Und so gelte es zunächst, die Erfolgsgeschichten herauszustellen - als Vorbild und Ermutigung für alle, die es noch nicht geschafft haben. Für sie "verlässliche Aufstiegsmöglichkeiten zu organisieren", müsse das vorrangige Ziel sozialdemokratischer Politik sein. Armut an sich sei das kleinere Problem, sagt Wowereit - und blickt auf seine eigene Kindheit als Sohn einer Alleinerziehenden. "Wir fühlten uns ganz bestimmt nicht prekär, sondern voller Tatendrang."
Heute allerdings hätten viele das Gefühl, von vorneherein vom sozialen Aufstieg ausgeschlossen zu sein.
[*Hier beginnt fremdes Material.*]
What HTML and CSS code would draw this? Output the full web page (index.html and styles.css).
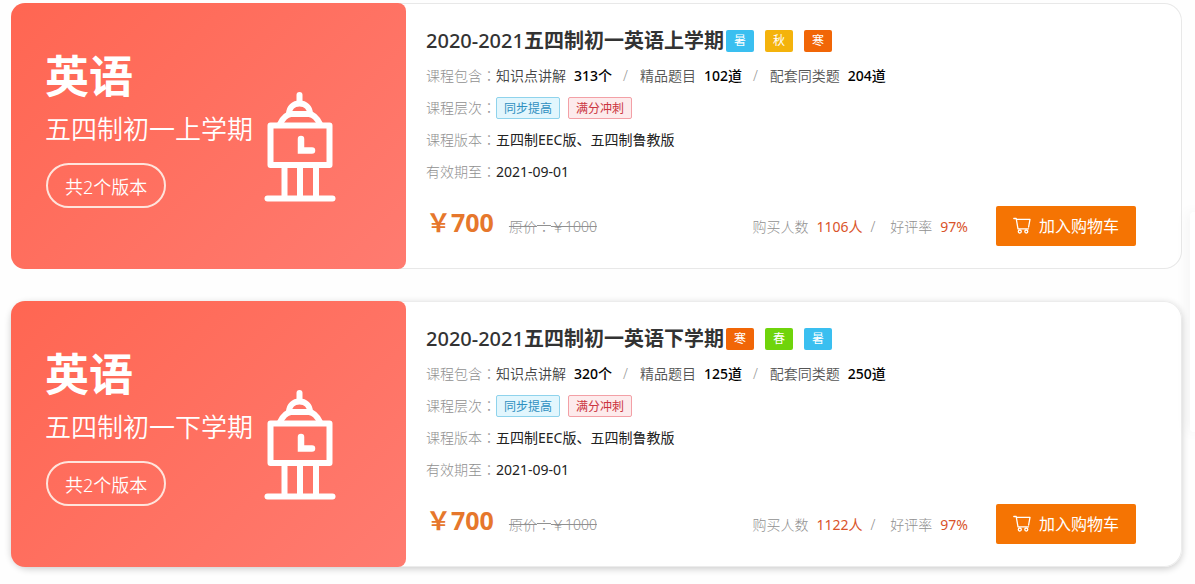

Das gelte für "biodeutsche" Langzeitarbeitslose genauso wie für "migrantische" Jugendliche, die wegen ihres Namens keinen Ausbildungsplatz bekommen. Eine solche Exklusion von Menschen, die als "wertlos" und "rechtlos" abgestempelt werden, sei nicht nur zutiefst undemokratisch - sie trage auch dazu bei, dass sich die Ausgeschlossenen von der Mehrheitsgesellschaft abwenden. "Exklusion ist also eine sich selbst erfüllende Prophezeiung mit Eskalationsgarantie", schreibt Wowereit. Die Lösung liege im Gegenteil: der Inklusion und Teilhabe aller. Dafür müsse der Staat Bildung für alle, Arbeit zu existenzsichernden Löhnen und Zukunftsperspektiven bieten. Dass dies ein ursozialdemokratischer Ansatz ist, betont Wowereit wieder und wieder - vor allem in Richtung der eigenen Genossen. Und er erinnert daran, dass es schon in den Anfängen der Sozialdemokratie um Bildung und Integration ging - erst der Arbeiter, dann der Frauen. Wie so etwas heute aussehen kann, müssen die Mühen der Ebene zeigen. Aber wo der Mann Recht hat, hat er Recht.